▸ COLLECTED MATERIAL
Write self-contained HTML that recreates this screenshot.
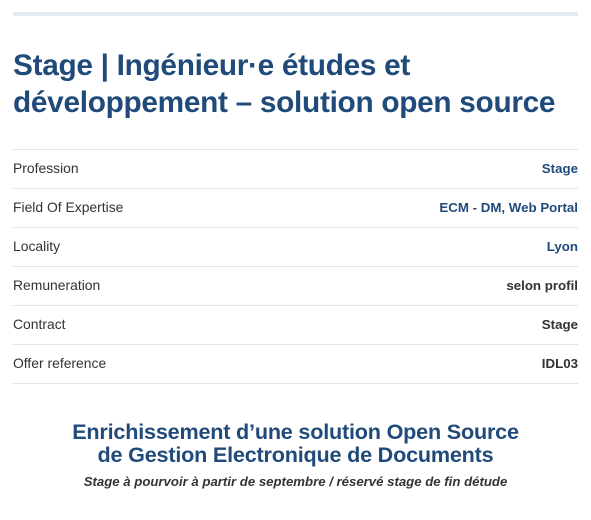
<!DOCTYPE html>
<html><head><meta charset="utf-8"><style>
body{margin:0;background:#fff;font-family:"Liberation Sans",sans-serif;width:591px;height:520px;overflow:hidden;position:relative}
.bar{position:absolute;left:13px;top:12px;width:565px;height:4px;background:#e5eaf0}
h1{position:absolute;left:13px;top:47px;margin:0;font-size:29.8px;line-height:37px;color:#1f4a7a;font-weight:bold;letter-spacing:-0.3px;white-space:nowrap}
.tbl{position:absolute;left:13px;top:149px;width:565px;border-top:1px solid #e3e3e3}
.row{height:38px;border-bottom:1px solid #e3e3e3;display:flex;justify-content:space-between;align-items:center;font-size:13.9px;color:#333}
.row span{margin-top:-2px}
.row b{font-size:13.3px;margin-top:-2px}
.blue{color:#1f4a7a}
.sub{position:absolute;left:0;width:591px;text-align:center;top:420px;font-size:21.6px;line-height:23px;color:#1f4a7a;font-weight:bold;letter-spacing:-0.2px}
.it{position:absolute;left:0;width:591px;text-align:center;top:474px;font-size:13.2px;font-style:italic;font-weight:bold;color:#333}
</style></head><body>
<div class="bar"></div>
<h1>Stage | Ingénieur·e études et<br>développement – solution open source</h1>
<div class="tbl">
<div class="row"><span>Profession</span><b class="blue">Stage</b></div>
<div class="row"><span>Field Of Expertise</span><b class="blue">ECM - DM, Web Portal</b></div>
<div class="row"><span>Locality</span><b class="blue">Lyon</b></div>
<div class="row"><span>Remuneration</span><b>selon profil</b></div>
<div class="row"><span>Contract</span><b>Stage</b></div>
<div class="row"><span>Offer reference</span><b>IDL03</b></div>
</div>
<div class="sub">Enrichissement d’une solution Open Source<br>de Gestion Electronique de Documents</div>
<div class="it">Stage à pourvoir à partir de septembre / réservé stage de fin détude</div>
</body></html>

▸ YOUR INSTRUCTIONS
Go through the data above and transcribe it in full, omitting any image.

▸ TASK ANSWER
Write self-contained HTML that recreates this screenshot.
<!DOCTYPE html>
<html><head><meta charset="utf-8"><style>
body{margin:0;background:#fff;font-family:"Liberation Sans",sans-serif;width:591px;height:520px;overflow:hidden;position:relative}
.bar{position:absolute;left:13px;top:12px;width:565px;height:4px;background:#e5eaf0}
h1{position:absolute;left:13px;top:47px;margin:0;font-size:29.8px;line-height:37px;color:#1f4a7a;font-weight:bold;letter-spacing:-0.3px;white-space:nowrap}
.tbl{position:absolute;left:13px;top:149px;width:565px;border-top:1px solid #e3e3e3}
.row{height:38px;border-bottom:1px solid #e3e3e3;display:flex;justify-content:space-between;align-items:center;font-size:13.9px;color:#333}
.row span{margin-top:-2px}
.row b{font-size:13.3px;margin-top:-2px}
.blue{color:#1f4a7a}
.sub{position:absolute;left:0;width:591px;text-align:center;top:420px;font-size:21.6px;line-height:23px;color:#1f4a7a;font-weight:bold;letter-spacing:-0.2px}
.it{position:absolute;left:0;width:591px;text-align:center;top:474px;font-size:13.2px;font-style:italic;font-weight:bold;color:#333}
</style></head><body>
<div class="bar"></div>
<h1>Stage | Ingénieur·e études et<br>développement – solution open source</h1>
<div class="tbl">
<div class="row"><span>Profession</span><b class="blue">Stage</b></div>
<div class="row"><span>Field Of Expertise</span><b class="blue">ECM - DM, Web Portal</b></div>
<div class="row"><span>Locality</span><b class="blue">Lyon</b></div>
<div class="row"><span>Remuneration</span><b>selon profil</b></div>
<div class="row"><span>Contract</span><b>Stage</b></div>
<div class="row"><span>Offer reference</span><b>IDL03</b></div>
</div>
<div class="sub">Enrichissement d’une solution Open Source<br>de Gestion Electronique de Documents</div>
<div class="it">Stage à pourvoir à partir de septembre / réservé stage de fin détude</div>
</body></html>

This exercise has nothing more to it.